To wrap this point up, Zoom offers the best user experience, and is well suited for both individual/small meetings and large webinars/group meetings. First-time users find both Google Meet and Zoom easy to get adjusted to, while Microsoft Teams plays well with those already accustomed to corporate tools such as Slack.
As can be seen from the offerings listed above for each app, there are multiple features to be utilized on all platforms. It then becomes a question of what scenarios and use cases these features are applicable to. The suite of collaboration tools offered by Zoom, which includes whiteboarding, screen-sharing, remote control and two-way annotations, makes it suitable for teaching online classes and hosting meetings where a lot of interactions have to happen between users, asides video communication. Google Meet’s smaller set of collaboration tools limits it to occasional use in such situations, while the inclusion of robust solutions for instant messaging, live broadcasts, etc. on Microsoft Teams adheres it to more corporate settings.
Security & Privacy
With more people turning to these video conferencing apps for WFH (work from home) purposes, the importance of tight security and privacy of users’ data on these platforms cannot be overstressed. The issue came to the fore with the discovery of security bugs and issues in Zoom which allowed hackers to hijack meeting sessions from others, and the company has had to halt its product development plans to fix all their security and privacy issues.
Currently, Zoom ranks lowest in this regard, but it’s worth noting that the company is working speedily and tirelessly to mitigate all security risks. Google Meet leverages on Google’s decades of consumer and enterprise app experience to provide robust security and encryption, as detailed here, and Microsoft takes things up a notch by setting up a Transparency Hub in addition to a detailed report of its security practices for Microsoft Teams.
Zoom has four account plans, the first being Zoom Basic which allows free meetings with a 40-minute limit for meetings with more than two participants. Its Pro plan costs $14.99 per month with a limit of 100 participants for meetings, while its Business and Enterprise plans cost $19.99.

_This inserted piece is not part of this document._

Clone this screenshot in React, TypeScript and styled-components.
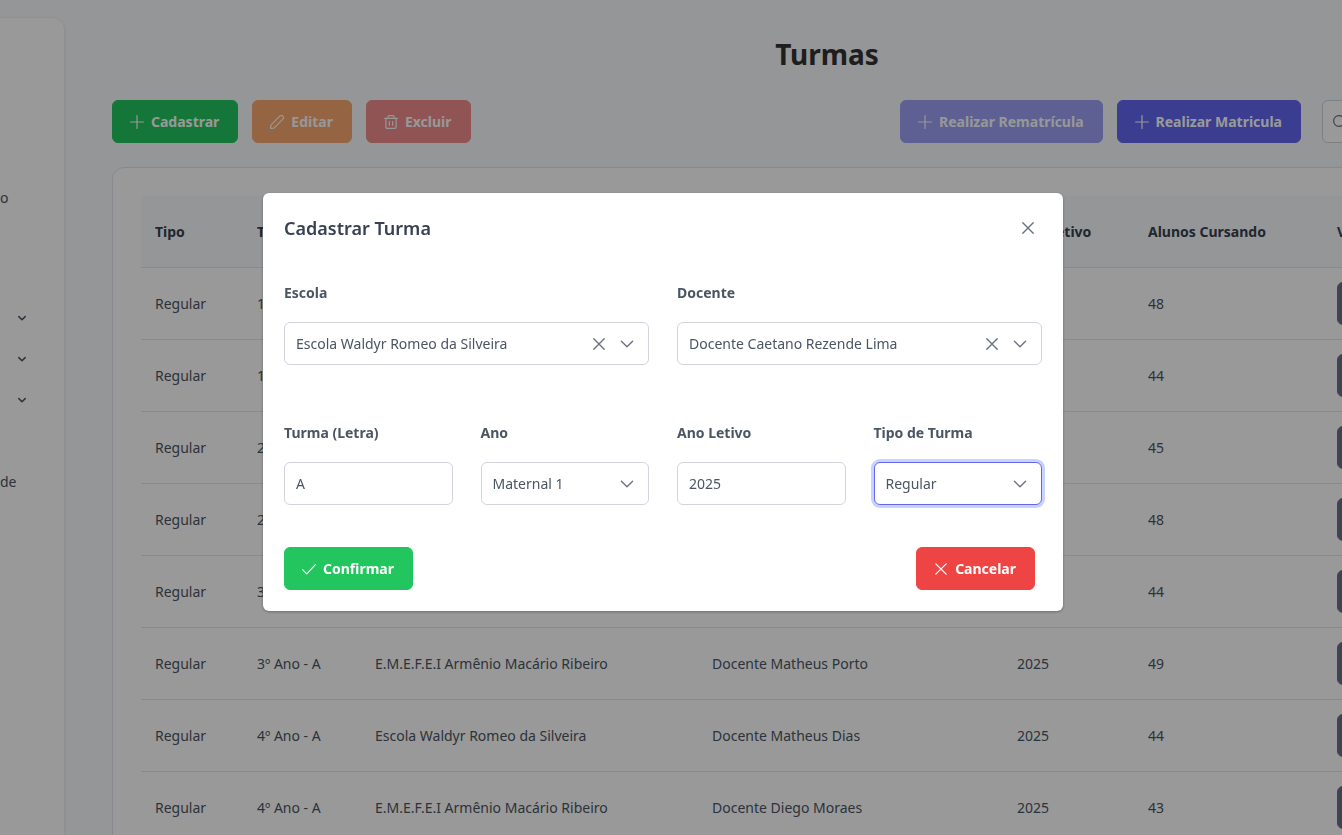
import React from "react";
import styled, { createGlobalStyle } from "styled-components";

const GlobalStyle = createGlobalStyle`
  *, *::before, *::after { box-sizing: border-box; }
  body {
    margin: 0;
    background: #f7fafc;
    color: #4b5563;
    font-family: "Noto Sans", sans-serif;
    font-size: 14px;
    line-height: 21px;
  }
  button, input, select { font: inherit; }
`;

/* ---------- icons ---------- */

const Svg = styled.svg`
  display: block;
  flex: none;
  width: 14px;
  height: 14px;
  fill: none;
  stroke: currentColor;
  stroke-width: 1.2;
  stroke-linecap: round;
  stroke-linejoin: round;
`;

const paths = {
  plus: "M7 .6V13.4M.6 7H13.4",
  pencil:
    "M.6 13.4L.9 10.1L9.9 1.1A2.1 2.1 0 0 1 12.8 1.2A2.1 2.1 0 0 1 12.9 4.1L3.9 13.1Z",
  trash:
    "M.6 3.3H13.4M4 3.3V1.7A1.1 1.1 0 0 1 5.1 .6H8.9A1.1 1.1 0 0 1 10 1.7V3.3M1.9 3.3V12.2A1.2 1.2 0 0 0 3.1 13.4H10.9A1.2 1.2 0 0 0 12.1 12.2V3.3M5.4 6.5V10.3M8.6 6.5V10.3",
  times: "M1.8 1.8L12.2 12.2M12.2 1.8L1.8 12.2",
  check: "M.6 7.7L4.7 11.8L13.4 2.7",
  chevron: "M1.4 4.3L7 9.8L12.6 4.3",
  angle: "M3.8 5.6L7 8.8L10.2 5.6",
  search: "M13.4 13.4L10 10M11.4 6A5.4 5.4 0 1 1 .6 6A5.4 5.4 0 1 1 11.4 6Z",
};

function Icon({ name }: { name: keyof typeof paths }) {
  return (
    <Svg viewBox="0 0 14 14" aria-hidden="true">
      <path d={paths[name]} />
    </Svg>
  );
}

/* ---------- page ---------- */

const Page = styled.div`
  display: flex;
  height: 100vh;
  overflow: hidden;
`;

const Sidebar = styled.aside`
  flex: none;
  width: 64px;
  margin-top: 18px;
  padding-top: 159px;
  background: #fff;
  border-top-right-radius: 12px;
  box-shadow: 0 3px 5px rgba(0, 0, 0, 0.02), 0 0 2px rgba(0, 0, 0, 0.05),
    0 1px 4px rgba(0, 0, 0, 0.08);
`;

const Menu = styled.ul`
  margin: 0 0 79px;
  padding: 0;
  list-style: none;
`;

const MenuLink = styled.a`
  display: flex;
  align-items: center;
  height: 41px;
  color: #4b5563;
  text-decoration: none;
`;

const MenuToggle = styled.button`
  display: flex;
  align-items: center;
  width: 100%;
  height: 41px;
  padding: 0 0 0 15px;
  border: 0;
  background: none;
  color: #4b5563;

  ${Svg} {
    stroke-width: 1.5;
  }
`;

const Main = styled.main`
  flex: none;
  width: calc(100% + 136px);
  padding: 33px 0 0 48px;
`;

const Title = styled.h1`
  margin: 0 0 25px;
  color: #333;
  font-size: 28px;
  line-height: 42px;
  font-weight: 700;
  text-align: center;
`;

const Toolbar = styled.div`
  display: flex;
  justify-content: space-between;
  margin-bottom: 24px;
`;

const Group = styled.div`
  display: flex;
  gap: 14px;
`;

const Button = styled.button<{ $color: string }>`
  display: flex;
  align-items: center;
  gap: 7px;
  height: 43px;
  padding: 0 18px 0 17px;
  border: 1px solid ${(p) => p.$color};
  border-radius: 6px;
  background: ${(p) => p.$color};
  color: #fff;
  font-weight: 700;
  white-space: nowrap;

  &:disabled {
    opacity: 0.6;
  }
`;

const Search = styled.label`
  display: flex;
  align-items: center;
  gap: 7px;
  width: 220px;
  height: 43px;
  margin-left: 7px;
  padding: 0 10px;
  border: 1px solid #d1d5db;
  border-radius: 6px;
  background: #fff;
  color: #6b7280;
`;

const SearchInput = styled.input`
  flex: 1;
  min-width: 0;
  border: 0;
  outline: 0;
  background: none;
`;

const Card = styled.section`
  padding: 28px;
  border: 1px solid #dfe7ef;
  border-radius: 12px;
  background: #fff;
`;

const Table = styled.table`
  width: 100%;
  table-layout: fixed;
  border-collapse: separate;
  border-spacing: 0;
`;

const Col = styled.col<{ $w?: number }>`
  width: ${(p) => (p.$w ? `${p.$w}px` : "auto")};
`;

const Th = styled.th`
  height: 72px;
  padding: 0 14px;
  border-bottom: 1px solid #e5e7eb;
  background: #f8fafc;
  color: #374151;
  font-weight: 700;
  text-align: left;
  white-space: nowrap;
`;

const Td = styled.td`
  height: 72px;
  padding: 0 14px;
  border-bottom: 1px solid #e5e7eb;
  white-space: nowrap;
`;

/* ---------- dialog ---------- */

const Mask = styled.div`
  position: fixed;
  inset: 0;
  display: flex;
  align-items: center;
  justify-content: center;
  padding: 0 16px 31px 0;
  background: rgba(0, 0, 0, 0.4);
`;

const Dialog = styled.form`
  width: 800px;
  max-width: 100%;
  border-radius: 6px;
  background: #fff;
  box-shadow: 0 1px 3px rgba(0, 0, 0, 0.3);
`;

const DialogHeader = styled.header`
  display: flex;
  align-items: center;
  justify-content: space-between;
  padding: 21px;
`;

const DialogTitle = styled.h2`
  margin: 0;
  color: #374151;
  font-size: 18px;
  line-height: 28px;
  font-weight: 600;
`;

const IconButton = styled.button`
  display: flex;
  align-items: center;
  justify-content: center;
  width: 28px;
  height: 28px;
  padding: 0;
  border: 0;
  background: none;
  color: #6b7280;

  ${Svg} {
    stroke-width: 1.4;
  }
`;

const DialogBody = styled.div`
  display: grid;
  gap: 57px;
  padding: 19px 21px 0;
`;

const FieldRow = styled.div<{ $cols: number }>`
  display: grid;
  grid-template-columns: repeat(${(p) => p.$cols}, 1fr);
  gap: 28px;
`;

const Field = styled.div`
  display: grid;
  gap: 19px;
  min-width: 0;
`;

const Label = styled.label`
  font-weight: 700;
`;

const Control = styled.div<{ $focused?: boolean }>`
  display: grid;
  grid-template-columns: 1fr auto;
  align-items: center;
  height: 43px;
  border: 1px solid ${(p) => (p.$focused ? "#6366f1" : "#d1d5db")};
  border-radius: 6px;
  background: #fff;
  box-shadow: ${(p) => (p.$focused ? "0 0 0 3px #c7d2fe" : "none")};
`;

const TextInput = styled.input`
  grid-area: 1 / 1 / 2 / 3;
  width: 100%;
  min-width: 0;
  height: 41px;
  padding: 0 11px;
  border: 0;
  outline: 0;
  background: none;
  color: #4b5563;
`;

const Select = styled.select`
  grid-area: 1 / 1 / 2 / 3;
  width: 100%;
  min-width: 0;
  height: 41px;
  padding: 0 11px;
  border: 0;
  outline: 0;
  appearance: none;
  background: none;
  color: #4b5563;
`;

const Adornments = styled.div`
  grid-area: 1 / 2;
  display: flex;
  align-items: center;
  padding-right: 14px;
  gap: 7px;
  color: #6b7280;
  pointer-events: none;

  ${Svg} {
    stroke-width: 1.4;
  }

  ${IconButton} {
    pointer-events: auto;
  }
`;

const DialogFooter = styled.footer`
  display: flex;
  justify-content: space-between;
  padding: 42px 28px 21px 21px;
`;

/* ---------- data ---------- */

const columns = [
  { title: "Tipo", width: 102 },
  { title: "Turma", width: 118 },
  { title: "Escola", width: 337 },
  { title: "Docente", width: 305 },
  { title: "Ano Letivo", width: 131 },
  { title: "Alunos Cursando", width: 189 },
  { title: "Visualizar" },
];

const waldyr = "Escola Waldyr Romeo da Silveira";
const armenio = "E.M.E.F.E.I Armênio Macário Ribeiro";

const rows = [
  ["1º Ano - A", waldyr, "Docente Caetano Rezende Lima", "48"],
  ["1º Ano - A", armenio, "Docente Matheus Dias", "44"],
  ["2º Ano - A", waldyr, "Docente Diego Moraes", "45"],
  ["2º Ano - A", armenio, "Docente Matheus Porto", "48"],
  ["3º Ano - A", waldyr, "Docente Matheus Dias", "44"],
  ["3º Ano - A", armenio, "Docente Matheus Porto", "49"],
  ["4º Ano - A", waldyr, "Docente Matheus Dias", "44"],
  ["4º Ano - A", armenio, "Docente Diego Moraes", "43"],
];

type SelectFieldProps = {
  id: string;
  label: string;
  value: string;
  clearable?: boolean;
  focused?: boolean;
};

function SelectField({ id, label, value, clearable, focused }: SelectFieldProps) {
  return (
    <Field>
      <Label htmlFor={id}>{label}</Label>
      <Control $focused={focused}>
        <Select id={id} defaultValue={value}>
          <option>{value}</option>
        </Select>
        <Adornments>
          {clearable && (
            <IconButton type="button" aria-label={`Limpar ${label}`}>
              <Icon name="times" />
            </IconButton>
          )}
          <Icon name="chevron" />
        </Adornments>
      </Control>
    </Field>
  );
}

function TextField({ id, label, value }: { id: string; label: string; value: string }) {
  return (
    <Field>
      <Label htmlFor={id}>{label}</Label>
      <Control>
        <TextInput id={id} type="text" defaultValue={value} />
      </Control>
    </Field>
  );
}

export default function App() {
  return (
    <>
      <GlobalStyle />
      <Page>
        <Sidebar>
          <Menu>
            <li>
              <MenuLink href="#inicio">o</MenuLink>
            </li>
          </Menu>
          <Menu>
            {["Cadastros", "Turmas", "Alunos"].map((name) => (
              <li key={name}>
                <MenuToggle type="button" aria-label={name}>
                  <Icon name="angle" />
                </MenuToggle>
              </li>
            ))}
            <li>
              <MenuLink href="#item" aria-label="Item" />
            </li>
            <li>
              <MenuLink href="#unidade">de</MenuLink>
            </li>
          </Menu>
        </Sidebar>

        <Main>
          <Title>Turmas</Title>
          <Toolbar>
            <Group>
              <Button type="button" $color="#22c55e">
                <Icon name="plus" />
                Cadastrar
              </Button>
              <Button type="button" $color="#f97316" disabled>
                <Icon name="pencil" />
                Editar
              </Button>
              <Button type="button" $color="#ef4444" disabled>
                <Icon name="trash" />
                Excluir
              </Button>
            </Group>
            <Group>
              <Button type="button" $color="#6366f1" disabled>
                <Icon name="plus" />
                Realizar Rematrícula
              </Button>
              <Button type="button" $color="#6366f1">
                <Icon name="plus" />
                Realizar Matricula
              </Button>
              <Search>
                <Icon name="search" />
                <SearchInput type="search" aria-label="Pesquisar" />
              </Search>
            </Group>
          </Toolbar>

          <Card>
            <Table>
              <colgroup>
                {columns.map((c) => (
                  <Col key={c.title} $w={c.width} />
                ))}
              </colgroup>
              <thead>
                <tr>
                  {columns.map((c) => (
                    <Th key={c.title} scope="col">
                      {c.title}
                    </Th>
                  ))}
                </tr>
              </thead>
              <tbody>
                {rows.map(([turma, escola, docente, alunos], i) => (
                  <tr key={i}>
                    <Td>Regular</Td>
                    <Td>{turma}</Td>
                    <Td>{escola}</Td>
                    <Td>{docente}</Td>
                    <Td>2025</Td>
                    <Td>{alunos}</Td>
                    <Td>
                      <Button type="button" $color="#64748b" aria-label="Visualizar turma">
                        <Icon name="search" />
                      </Button>
                    </Td>
                  </tr>
                ))}
              </tbody>
            </Table>
          </Card>
        </Main>
      </Page>

      <Mask>
        <Dialog role="dialog" aria-modal="true" aria-labelledby="dialog-title">
          <DialogHeader>
            <DialogTitle id="dialog-title">Cadastrar Turma</DialogTitle>
            <IconButton type="button" aria-label="Fechar">
              <Icon name="times" />
            </IconButton>
          </DialogHeader>
          <DialogBody>
            <FieldRow $cols={2}>
              <SelectField id="escola" label="Escola" value={waldyr} clearable />
              <SelectField
                id="docente"
                label="Docente"
                value="Docente Caetano Rezende Lima"
                clearable
              />
            </FieldRow>
            <FieldRow $cols={4}>
              <TextField id="letra" label="Turma (Letra)" value="A" />
              <SelectField id="ano" label="Ano" value="Maternal 1" />
              <TextField id="ano-letivo" label="Ano Letivo" value="2025" />
              <SelectField id="tipo" label="Tipo de Turma" value="Regular" focused />
            </FieldRow>
          </DialogBody>
          <DialogFooter>
            <Button type="button" $color="#22c55e">
              <Icon name="check" />
              Confirmar
            </Button>
            <Button type="button" $color="#ef4444">
              <Icon name="times" />
              Cancelar
            </Button>
          </DialogFooter>
        </Dialog>
      </Mask>
    </>
  );
}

Google Meet comes as part of a G Suite subscription, the most expensive of which is a $25 per month offering. On the other hand, Microsoft Teams is bundled with an Office 365 subscription, with the plans with Microsoft Teams being Business Essentials for $5 per month, Business Premium for $12/month, and Enterprise (E3) for $20/month.
When compared with the features offered for the various plans, Zoom offers a great value for money as a standalone video-conferencing application. However, when compared to the two other apps we’re looking at in this article, it starts to look a bit expensive, more so as you have access to a wider range of products and services in the G Suite and Office 365 subscriptions that Google Meet and Microsoft Teams respectively are packaged with.
The truth is, there is no one “best” app here. They all have different offerings and can be applied differently in varying situations. Moreso, you don’t have to choose “one” to use; many organizations are now adopting a multi-platform approach, where several similar tools are used within the same organization, but for different purposes and situations. This ensures that you get the best of all worlds and satisfy all your different use cases, without having to limit yourself in blind or misguided loyalty to a particular tool or technology stack.
The most important things to keep in mind here while making a comparison between these tools is: Zoom is the go-to video conferencing app when you can’t quite come to a decision, and it works fine for individuals, small groups, and small to large scale organizations and businesses; Microsoft Teams excels in large organizations and business settings where a robust and comprehensive solution, not just video-conferencing, is needed; while Google Meet works best when you need to host quick meetings and most of your participants have a Google account or G Suite package.
Determine exactly what you need a video-conferencing app for and the features that would help you achieve your goals, and pick one of these tools that fit into your uses based on the points outlined above. If more than one of these apps would meet your needs, don’t hesitate to combine their usage to achieve maximum productivity.